Using GUIDs for filenames, it shouldn’t happen – but there is always the theoretical chance of duplicate files being created. I’ll need to ensure I keep checks to make sure that doesn’t happen, which complicates management slightly.
Second – Tasks themselves….
Presently, when a task references a task list, it uses the full path. Again, the path will be removed to just the filename. The same pros and cons apply here as above.
For users using tasks, you honestly shouldn’t see a difference. The first time you’d run the program, MarcEdit would likely modify the tasks that you have (network or otherwise) and things would just go as is. If you are creating a new networked folder, you’d see a new option in the locations preference that would allow you to automatically copy your current tasks to the network when setting that up.
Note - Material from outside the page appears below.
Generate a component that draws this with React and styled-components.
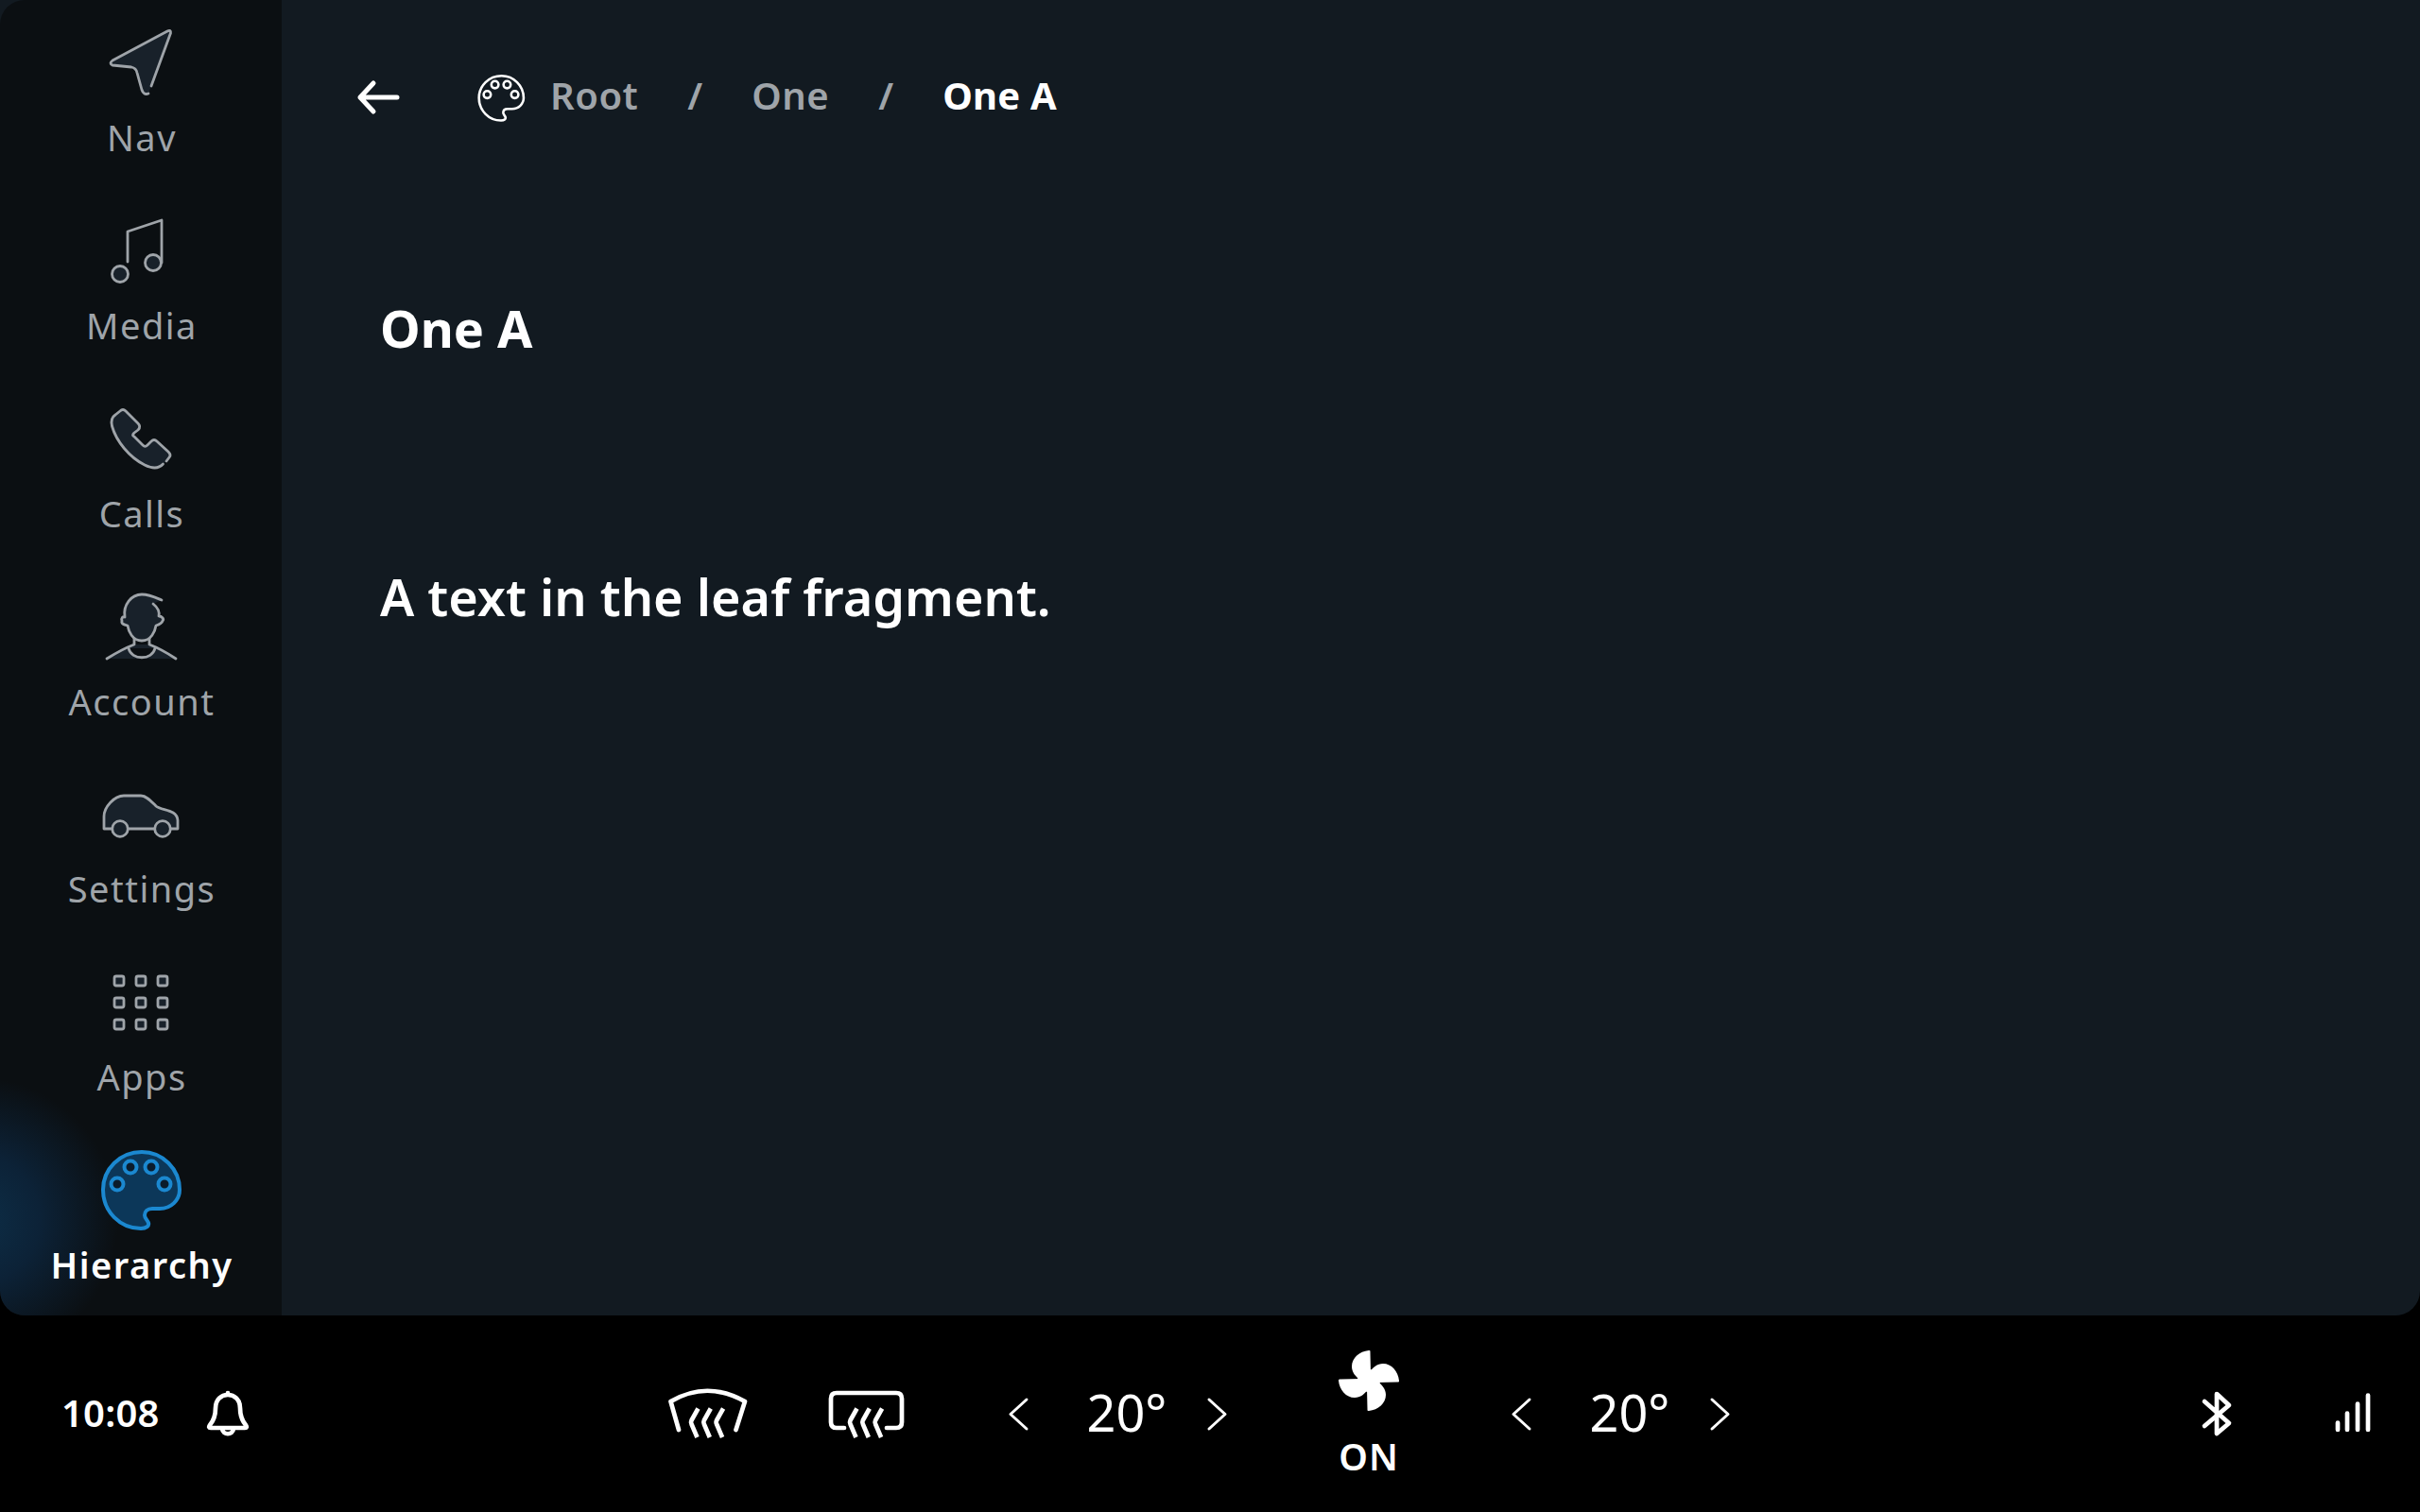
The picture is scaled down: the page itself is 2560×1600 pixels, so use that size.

And, if you are offline and a networked user, you’ll find that you now have access to your networked tasks. Though, this part represents one more behavior change – presently, if you have networked tasks, you can take yourself offline and create and run tasks local to you. In the above format, that goes away since MarcEdit will be caching your network tasks locally in a .network location. If the current functionality is still desired (i.e., folks have workflows where they have are connected to the network for shared tasks, but disconnect to run local only to them tasks), I may be able to setup something so that the task runner checks both the .network and local task directories. My preference would be to not to, but I understand that the current behavior has been around for years now, and I really would like to minimize the impact of making these changes.